The game does not have any direct player conflict because we are all from Terra Prime. However, all players are competing for the top score (LP or leadership points). LP are earned by obtaining technologies, making important deliveries, colonizing the far reaches of space, defeating hostile aliens or by having strategically placed colonies that your opponents can’t help but use.
The end is triggered by one of two things happening: three key reward tiles are awarded or the deliver demand tiles are exhausted. The game ends and the LP are tallied. The player with the most is the winner.
3. Modular command ships! Cool!
Everyone gets a command ship board. This holds all the vital information of your playing piece on the main game board. The cool thing is: it’s modular. You can add or take stuff away to both tweak your game experience and to edge out your opponents for a better final score.

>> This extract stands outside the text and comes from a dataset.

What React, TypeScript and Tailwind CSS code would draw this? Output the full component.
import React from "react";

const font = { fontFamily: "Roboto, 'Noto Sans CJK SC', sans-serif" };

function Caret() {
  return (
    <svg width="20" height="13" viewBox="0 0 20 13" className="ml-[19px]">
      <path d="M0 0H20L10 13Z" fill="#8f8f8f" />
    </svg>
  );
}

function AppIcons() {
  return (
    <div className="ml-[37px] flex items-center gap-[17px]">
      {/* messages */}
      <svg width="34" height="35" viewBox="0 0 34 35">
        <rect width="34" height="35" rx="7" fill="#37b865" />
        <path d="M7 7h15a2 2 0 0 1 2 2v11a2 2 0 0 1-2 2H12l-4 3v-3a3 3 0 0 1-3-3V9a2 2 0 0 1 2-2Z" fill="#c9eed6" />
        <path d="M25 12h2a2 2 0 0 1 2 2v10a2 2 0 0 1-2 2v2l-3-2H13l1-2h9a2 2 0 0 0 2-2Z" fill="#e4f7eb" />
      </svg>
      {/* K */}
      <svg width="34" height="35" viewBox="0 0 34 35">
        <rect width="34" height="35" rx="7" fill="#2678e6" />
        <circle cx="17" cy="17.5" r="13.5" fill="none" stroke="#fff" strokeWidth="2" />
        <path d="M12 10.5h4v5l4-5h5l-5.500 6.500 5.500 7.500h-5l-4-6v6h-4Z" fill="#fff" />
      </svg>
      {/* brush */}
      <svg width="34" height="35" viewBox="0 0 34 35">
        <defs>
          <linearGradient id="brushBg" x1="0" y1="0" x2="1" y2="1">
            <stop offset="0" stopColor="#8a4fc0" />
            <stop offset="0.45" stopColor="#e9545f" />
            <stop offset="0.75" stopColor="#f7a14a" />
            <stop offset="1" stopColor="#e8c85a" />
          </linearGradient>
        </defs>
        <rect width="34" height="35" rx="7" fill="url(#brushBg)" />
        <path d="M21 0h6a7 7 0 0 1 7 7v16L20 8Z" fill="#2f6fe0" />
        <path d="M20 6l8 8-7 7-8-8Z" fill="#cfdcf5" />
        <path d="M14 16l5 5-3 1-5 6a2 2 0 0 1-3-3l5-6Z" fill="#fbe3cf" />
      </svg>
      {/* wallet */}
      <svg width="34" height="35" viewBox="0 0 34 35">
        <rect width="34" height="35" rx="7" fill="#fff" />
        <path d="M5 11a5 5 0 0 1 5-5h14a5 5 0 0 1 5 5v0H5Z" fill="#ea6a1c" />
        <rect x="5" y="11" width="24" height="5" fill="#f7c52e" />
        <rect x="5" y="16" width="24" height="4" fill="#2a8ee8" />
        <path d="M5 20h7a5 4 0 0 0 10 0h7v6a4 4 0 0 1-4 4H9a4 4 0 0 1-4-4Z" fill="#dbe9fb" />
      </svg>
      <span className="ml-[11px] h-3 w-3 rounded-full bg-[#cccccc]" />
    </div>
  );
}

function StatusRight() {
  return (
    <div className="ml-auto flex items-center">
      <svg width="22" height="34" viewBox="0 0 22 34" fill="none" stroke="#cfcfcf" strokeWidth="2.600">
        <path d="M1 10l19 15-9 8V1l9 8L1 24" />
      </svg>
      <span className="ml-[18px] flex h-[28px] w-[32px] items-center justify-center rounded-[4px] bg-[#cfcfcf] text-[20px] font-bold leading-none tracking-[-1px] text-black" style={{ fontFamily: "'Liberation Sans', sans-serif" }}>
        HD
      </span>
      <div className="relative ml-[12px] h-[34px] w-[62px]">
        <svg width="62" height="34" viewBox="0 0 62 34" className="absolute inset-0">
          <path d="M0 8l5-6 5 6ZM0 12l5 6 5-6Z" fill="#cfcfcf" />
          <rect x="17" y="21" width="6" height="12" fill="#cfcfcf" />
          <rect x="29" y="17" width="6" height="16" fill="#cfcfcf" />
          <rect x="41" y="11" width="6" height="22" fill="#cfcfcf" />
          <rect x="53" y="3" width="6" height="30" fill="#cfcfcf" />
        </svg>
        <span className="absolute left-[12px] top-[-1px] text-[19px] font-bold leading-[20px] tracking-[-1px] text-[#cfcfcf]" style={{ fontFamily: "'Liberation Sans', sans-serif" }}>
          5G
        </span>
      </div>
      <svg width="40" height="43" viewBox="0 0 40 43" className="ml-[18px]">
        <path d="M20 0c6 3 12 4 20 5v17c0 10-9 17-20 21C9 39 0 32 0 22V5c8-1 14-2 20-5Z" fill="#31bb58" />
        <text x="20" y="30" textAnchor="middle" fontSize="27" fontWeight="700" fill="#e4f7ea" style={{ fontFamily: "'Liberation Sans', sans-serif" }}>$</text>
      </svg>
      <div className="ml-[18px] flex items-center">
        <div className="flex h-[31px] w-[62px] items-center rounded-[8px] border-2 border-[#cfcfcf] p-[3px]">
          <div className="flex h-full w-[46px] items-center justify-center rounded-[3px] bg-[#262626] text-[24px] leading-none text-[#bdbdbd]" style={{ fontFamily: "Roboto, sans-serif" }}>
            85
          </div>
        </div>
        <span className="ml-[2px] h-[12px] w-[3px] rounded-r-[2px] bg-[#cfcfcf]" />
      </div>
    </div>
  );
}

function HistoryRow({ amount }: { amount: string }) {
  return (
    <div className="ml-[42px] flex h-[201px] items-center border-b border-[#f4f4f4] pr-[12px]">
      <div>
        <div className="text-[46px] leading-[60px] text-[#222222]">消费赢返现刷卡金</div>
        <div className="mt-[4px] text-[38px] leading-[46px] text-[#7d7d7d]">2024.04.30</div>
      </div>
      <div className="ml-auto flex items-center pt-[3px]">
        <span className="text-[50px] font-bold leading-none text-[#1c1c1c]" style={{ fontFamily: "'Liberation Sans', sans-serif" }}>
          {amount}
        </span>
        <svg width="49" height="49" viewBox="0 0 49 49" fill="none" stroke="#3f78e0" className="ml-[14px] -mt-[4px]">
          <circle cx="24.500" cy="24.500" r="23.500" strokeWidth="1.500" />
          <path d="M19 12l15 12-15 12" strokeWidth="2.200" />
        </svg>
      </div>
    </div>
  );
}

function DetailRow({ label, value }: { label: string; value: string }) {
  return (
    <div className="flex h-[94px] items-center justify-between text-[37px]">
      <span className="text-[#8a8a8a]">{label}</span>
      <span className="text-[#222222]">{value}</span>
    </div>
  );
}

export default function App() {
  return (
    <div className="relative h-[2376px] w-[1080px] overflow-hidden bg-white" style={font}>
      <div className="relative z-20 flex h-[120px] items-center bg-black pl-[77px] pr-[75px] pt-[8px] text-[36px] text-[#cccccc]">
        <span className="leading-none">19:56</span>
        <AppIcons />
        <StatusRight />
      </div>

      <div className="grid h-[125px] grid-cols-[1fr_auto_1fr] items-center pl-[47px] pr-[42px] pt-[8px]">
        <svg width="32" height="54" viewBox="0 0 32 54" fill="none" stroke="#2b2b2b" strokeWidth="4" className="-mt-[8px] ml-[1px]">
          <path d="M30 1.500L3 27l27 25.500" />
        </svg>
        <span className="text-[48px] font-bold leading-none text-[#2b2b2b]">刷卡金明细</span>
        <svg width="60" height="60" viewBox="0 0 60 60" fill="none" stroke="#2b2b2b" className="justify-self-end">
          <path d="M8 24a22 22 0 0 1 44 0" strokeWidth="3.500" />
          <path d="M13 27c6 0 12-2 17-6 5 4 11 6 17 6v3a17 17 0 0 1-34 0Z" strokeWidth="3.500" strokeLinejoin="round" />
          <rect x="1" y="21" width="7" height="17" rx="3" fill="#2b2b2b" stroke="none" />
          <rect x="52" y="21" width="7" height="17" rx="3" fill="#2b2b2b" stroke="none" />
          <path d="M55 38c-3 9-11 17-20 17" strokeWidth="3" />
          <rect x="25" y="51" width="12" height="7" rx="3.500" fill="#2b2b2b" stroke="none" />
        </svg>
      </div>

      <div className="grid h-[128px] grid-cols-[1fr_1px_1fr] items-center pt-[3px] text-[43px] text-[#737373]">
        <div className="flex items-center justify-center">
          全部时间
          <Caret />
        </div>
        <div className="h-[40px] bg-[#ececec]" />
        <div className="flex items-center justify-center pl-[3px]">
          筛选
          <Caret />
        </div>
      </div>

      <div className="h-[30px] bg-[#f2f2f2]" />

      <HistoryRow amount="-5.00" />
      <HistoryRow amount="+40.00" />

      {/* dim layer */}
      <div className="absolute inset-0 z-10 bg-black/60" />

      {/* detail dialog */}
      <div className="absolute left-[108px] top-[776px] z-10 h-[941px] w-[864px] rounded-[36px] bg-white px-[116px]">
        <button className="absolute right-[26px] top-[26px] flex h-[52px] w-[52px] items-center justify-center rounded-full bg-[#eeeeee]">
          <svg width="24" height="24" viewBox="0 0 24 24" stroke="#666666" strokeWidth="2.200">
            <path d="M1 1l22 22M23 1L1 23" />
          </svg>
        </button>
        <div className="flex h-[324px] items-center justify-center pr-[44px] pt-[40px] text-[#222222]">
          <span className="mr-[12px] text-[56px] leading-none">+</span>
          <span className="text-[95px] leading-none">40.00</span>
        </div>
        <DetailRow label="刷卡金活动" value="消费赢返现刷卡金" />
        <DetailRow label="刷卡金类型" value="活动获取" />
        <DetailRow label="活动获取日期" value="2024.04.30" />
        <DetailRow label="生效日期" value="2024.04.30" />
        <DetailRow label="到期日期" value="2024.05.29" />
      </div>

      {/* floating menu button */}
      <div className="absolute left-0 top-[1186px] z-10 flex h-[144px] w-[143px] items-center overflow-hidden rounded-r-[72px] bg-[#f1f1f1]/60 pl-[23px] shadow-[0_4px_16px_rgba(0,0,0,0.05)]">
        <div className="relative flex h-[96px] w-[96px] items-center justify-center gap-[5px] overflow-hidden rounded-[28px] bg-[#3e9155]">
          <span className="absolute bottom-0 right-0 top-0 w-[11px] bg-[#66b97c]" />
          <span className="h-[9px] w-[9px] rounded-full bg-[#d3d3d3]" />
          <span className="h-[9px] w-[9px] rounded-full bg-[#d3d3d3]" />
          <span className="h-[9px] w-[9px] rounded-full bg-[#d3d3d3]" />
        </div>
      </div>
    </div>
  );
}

Your command ship starts with three engines. Each engine has a yellow circle with a black arrow. Each of those icons gives you an action on your turn. Buy more engines, get more action.

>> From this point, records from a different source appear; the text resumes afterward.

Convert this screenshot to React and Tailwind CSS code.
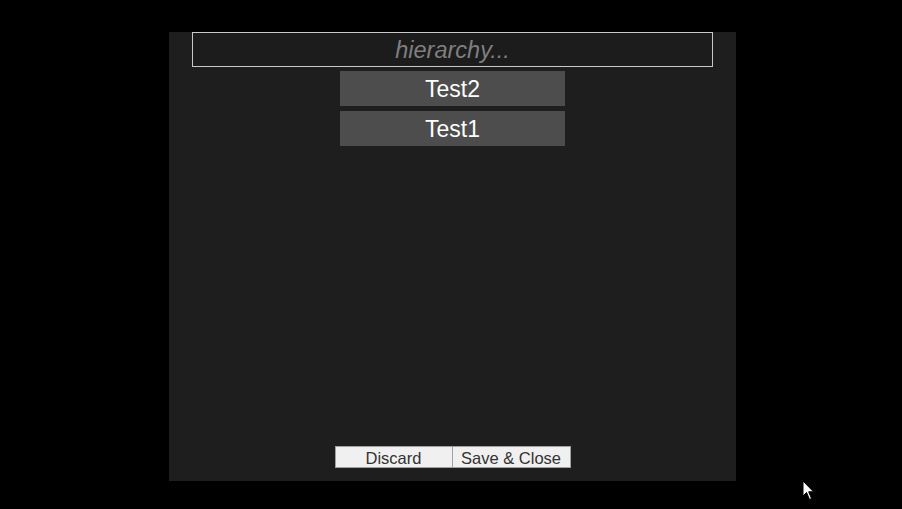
import React from 'react';

const items = ['Test2', 'Test1'];

const Cursor = () => (
  <svg className="absolute left-[802px] top-[480px]" width="14" height="21" viewBox="0 0 14 21">
    <path d="M1 1 L1 16 L4.5 12.5 L7.5 19.5 L9.5 18.5 L6.7 11.8 L11.5 11.8 Z" fill="#fff" stroke="#000" strokeWidth="1" />
  </svg>
);

export default function App() {
  return (
    <div className="relative w-[902px] h-[509px] bg-black overflow-hidden font-['Liberation_Sans',Arial,sans-serif]">
      <div className="ml-[169px] pt-[32px]">
        <div className="w-[567px] h-[449px] bg-[#1e1e1e] flex flex-col items-center px-[23px]">
          <input
            placeholder="hierarchy..."
            className="w-[521px] h-[35px] shrink-0 pt-[2px] border border-[#c8c8c8] bg-[#1c1c1c] text-center text-[23.5px] italic text-white placeholder:text-[#7f7f7f] outline-none"
          />
          <div className="flex flex-col gap-[5px] mt-[4px]">
            {items.map((name) => (
              <button key={name} className="w-[225px] h-[35px] pt-[2px] bg-[#4d4d4d] text-white text-[23px] leading-none">
                {name}
              </button>
            ))}
          </div>
          <div className="flex-1" />
          <div className="flex mb-[13px]">
            <button className="w-[118px] h-[22px] pt-[3px] bg-[#f0f0f0] border border-[#a0a0a0] text-[#333] text-[16.5px] leading-none">Discard</button>
            <button className="w-[118px] h-[22px] pt-[3px] bg-[#f0f0f0] border border-l-0 border-[#a0a0a0] text-[#333] text-[16.5px] leading-none">Save &amp; Close</button>
          </div>
        </div>
      </div>
      <Cursor />
    </div>
  );
}
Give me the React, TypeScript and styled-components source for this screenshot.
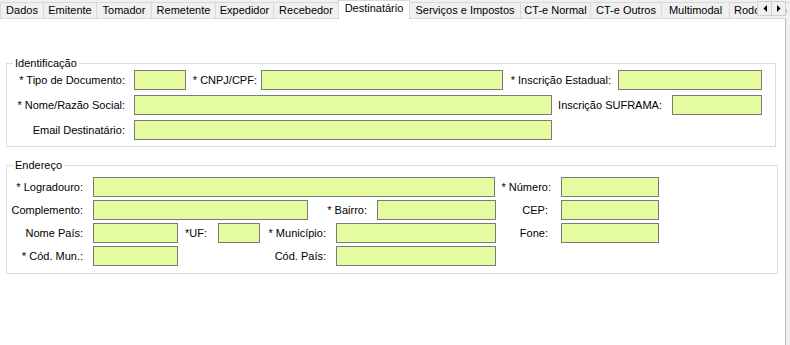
import React from "react";
import styled, { createGlobalStyle } from "styled-components";

const Global = createGlobalStyle`
  html, body { margin: 0; padding: 0; background: #f0f0f0; }
  body { font-family: "Liberation Sans", Arial, sans-serif; font-size: 11px; color: #000; }
  * { box-sizing: border-box; }
`;

const Window = styled.div`
  width: 790px;
  height: 345px;
  display: flex;
  flex-direction: column;
  background: #f0f0f0;
  overflow: hidden;
`;

const TabStrip = styled.div`
  position: relative;
  display: flex;
  align-items: flex-end;
  height: 18px;
  width: 786px;
  flex: none;
`;

const Tab = styled.div<{ $w: number; $first?: boolean; $start?: boolean }>`
  flex: none;
  width: ${(p) => p.$w}px;
  height: 16px;
  background: #f0f0f0;
  border-top: 1px solid #d9d9d9;
  border-right: 1px solid #d9d9d9;
  border-left: ${(p) => (p.$first ? "1px solid #d9d9d9" : "none")};
  display: flex;
  align-items: center;
  justify-content: ${(p) => (p.$start ? "flex-start" : "center")};
  padding-left: ${(p) => (p.$start ? "4px" : "0")};
  white-space: nowrap;
  overflow: hidden;
  line-height: 13px;
  padding-bottom: 1px;
`;

const ActiveTab = styled.div<{ $w: number }>`
  position: relative;
  z-index: 2;
  flex: none;
  width: ${(p) => p.$w}px;
  height: 19px;
  margin-bottom: -1px;
  margin-left: -1px;
  background: #fff;
  border: 1px solid #d9d9d9;
  border-bottom: none;
  display: flex;
  align-items: flex-start;
  justify-content: center;
  padding-top: 1px;
  white-space: nowrap;
  line-height: 13px;
`;

const Scroller = styled.div`
  position: absolute;
  right: 0;
  top: 1px;
  display: flex;
  z-index: 3;
`;

const ScrollButton = styled.div`
  width: 15px;
  height: 15px;
  background: #f0f0f0;
  border: 1px solid #d0d0d0;
  margin-left: -1px;
  display: flex;
  align-items: center;
  justify-content: center;
`;

const Panel = styled.div`
  flex: 1;
  width: 786px;
  background: #fff;
  border-top: 1px solid #d9d9d9;
  border-right: 1px solid #b9b9b9;
  padding-left: 6px;
`;

const Group = styled.fieldset<{ $top: number; $w: number; $pt: number; $pb: number; $gap: number }>`
  margin: ${(p) => p.$top}px 0 0 0;
  width: ${(p) => p.$w}px;
  border: 1px solid #dcdcdc;
  padding: ${(p) => p.$pt}px 0 ${(p) => p.$pb}px 0;
  display: flex;
  flex-direction: column;
  gap: ${(p) => p.$gap}px;
  min-width: 0;
`;

const Legend = styled.legend`
  margin-left: 6px;
  padding: 0 2px;
  line-height: 13px;
  font-size: 11px;
`;

const Row = styled.div`
  display: flex;
  align-items: center;
  height: 20px;
`;

const Label = styled.label<{ $w: number }>`
  flex: none;
  width: ${(p) => p.$w}px;
  text-align: right;
  white-space: nowrap;
  line-height: 13px;
`;

const Input = styled.input<{ $w: number; $ml: number }>`
  flex: none;
  width: ${(p) => p.$w}px;
  height: 20px;
  margin: 0 0 0 ${(p) => p.$ml}px;
  padding: 0 3px;
  border: 1px solid #7a7a7a;
  background: #e4fba0;
  font: inherit;
  outline: none;
`;

type F = { l: string; lw: number; ml: number; iw: number };

const Fields: React.FC<{ items: F[] }> = ({ items }) => (
  <Row>
    {items.map((f, i) => (
      <React.Fragment key={i}>
        <Label $w={f.lw}>{f.l}</Label>
        <Input $w={f.iw} $ml={f.ml} />
      </React.Fragment>
    ))}
  </Row>
);

const tabs: [string, number][] = [
  ["Dados", 44],
  ["Emitente", 53],
  ["Tomador", 55],
  ["Remetente", 64],
  ["Expedidor", 58],
  ["Recebedor", 65],
];
const tabs2: [string, number][] = [
  ["Serviços e Impostos", 111],
  ["CT-e Normal", 70],
  ["CT-e Outros", 71],
  ["Multimodal", 68],
];

const Arrow: React.FC<{ dir: "l" | "r" }> = ({ dir }) => (
  <svg width="4" height="7" viewBox="0 0 4 7">
    {dir === "l" ? <polygon points="4,0 4,7 0.5,3.5" fill="#000" /> : <polygon points="0,0 0,7 3.5,3.5" fill="#000" />}
  </svg>
);

export default function App() {
  return (
    <Window>
      <Global />
      <TabStrip>
        {tabs.map(([t, w], i) => (
          <Tab key={t} $w={w} $first={i === 0}>
            {t}
          </Tab>
        ))}
        <ActiveTab $w={72}>Destinatário</ActiveTab>
        {tabs2.map(([t, w]) => (
          <Tab key={t} $w={w}>
            {t}
          </Tab>
        ))}
        <Tab $w={70} $start>
          Rodoviário
        </Tab>
        <Scroller>
          <ScrollButton>
            <Arrow dir="l" />
          </ScrollButton>
          <ScrollButton>
            <Arrow dir="r" />
          </ScrollButton>
        </Scroller>
      </TabStrip>
      <Panel>
        <Group $top={38} $w={770} $pt={0} $pb={6} $gap={5}>
          <Legend>Identificação</Legend>
          <Fields
            items={[
              { l: "* Tipo de Documento:", lw: 118, ml: 9, iw: 52 },
              { l: "* CNPJ/CPF:", lw: 71, ml: 4, iw: 242 },
              { l: "* Inscrição Estadual:", lw: 108, ml: 7, iw: 144 },
            ]}
          />
          <Fields
            items={[
              { l: "* Nome/Razão Social:", lw: 118, ml: 9, iw: 418 },
              { l: "Inscrição SUFRAMA:", lw: 110, ml: 10, iw: 90 },
            ]}
          />
          <Fields items={[{ l: "Email Destinatário:", lw: 118, ml: 9, iw: 418 }]} />
        </Group>
        <Group $top={12} $w={772} $pt={5} $pb={7} $gap={3}>
          <Legend>Endereço</Legend>
          <Fields
            items={[
              { l: "* Logradouro:", lw: 76, ml: 10, iw: 402 },
              { l: "* Número:", lw: 56, ml: 10, iw: 98 },
            ]}
          />
          <Fields
            items={[
              { l: "Complemento:", lw: 76, ml: 10, iw: 215 },
              { l: "* Bairro:", lw: 59, ml: 10, iw: 119 },
              { l: "CEP:", lw: 52, ml: 13, iw: 98 },
            ]}
          />
          <Fields
            items={[
              { l: "Nome País:", lw: 76, ml: 10, iw: 85 },
              { l: "*UF:", lw: 29, ml: 11, iw: 42 },
              { l: "* Município:", lw: 66, ml: 10, iw: 160 },
              { l: "Fone:", lw: 52, ml: 13, iw: 98 },
            ]}
          />
          <Fields
            items={[
              { l: "* Cód. Mun.:", lw: 76, ml: 10, iw: 85 },
              { l: "Cód. País:", lw: 148, ml: 10, iw: 160 },
            ]}
          />
        </Group>
      </Panel>
    </Window>
  );
}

Your command ship has brown, blue and green squares. These are your cargo holds. Each square can hold one good of that color. Buy more cargo space, become a better freighter.
At the front of the ship are the weapons and shields. Charge your shields so asteroids and hostile aliens don’t cost you modules or LP. Arm your ship with more blasters so the hostile aliens don’t have a chance.
The different modules (cargo, engines, shields and weapons) are available at different colonies. You’ll have to plot your course carefully to be competitive because each movement is an action.
4. Space Exploration done right
It is difficult to do exploration in a board game. It is really difficult to do exploration well in a board game. My favorite game is Twilight Imperium. We use all the add-ons and options for TI3. Except Distant Suns. Distant Suns is TI3’s take on space exploration. It is not pleasant.
Eclipse (from Lautapelit.fi Games) does exploration much better. You have some say in how the galaxy unfolds. You are incentivized to explore and be daring. You get a reward for defeating NPC aliens.
And all of this is true of Terra Prime as well. You will use short range scans to peek at other systems. You will position the hexes in a way that most benefits you. You get a reward for defeating aliens.
I do not have any direct evidence that Eclipse was inspired from Terra Prime per se, but Eclipse (published in 2011) seems to follow Terra Prime (published in 2009) more than Twilight Imperium (2005) in regards to how exploration is handled. Both have system tiles in three categories (I, II and III). Both have “Explore” as an action where players will decide the orientation of one of these tiles. Both Terra Prime and Eclipse give you a reward for negotiating any hostile aliens in the tile.
5. Space: The Final Sandbox
Terra Prime is a sandbox. You can choose how you want to score your points. Longer games like Eclipse and Twilight Imperium are also sandboxes. But Terra Prime gives you this in 60 minutes.
You could colonize an area near Terra Prime. Your opponents will undoubtedly give you lots of points when they use your conveniently located colony. You can colonize a planet farther away from Terra Prime. This gives more points and will give you access to red or yellow planets. Red and yellow planets give you better different tech upgrades.
Destroying alien ships gives you 2LP per ship. Adding guns, shields and
a bit of daring is all that is required.
The tech upgrades will accentuate your strategy. You can arm your ship to the teeth, get bonuses for making deliveries or add cargo capacity.
Terra Prime is a good, medium weight game. There is enough depth to keep gamers coming back to it occasionally.
The game length is a nice fit. Terra Prime scratches some of the itch of Eclipse but in a fraction of the time. If you are fan of Eclipse but find it difficult to get to the table because of game length, try Terra Prime.
The game does not have any expansions. I could see the game losing some of its replayability because of this.
In a perfect galaxy, Terra Prime would be republished with a component upgrade and a few add-on expansions to keep the game fresh. And in a perfect galaxy, Terra Prime would have a rating closer to 7 (which is what I rate it).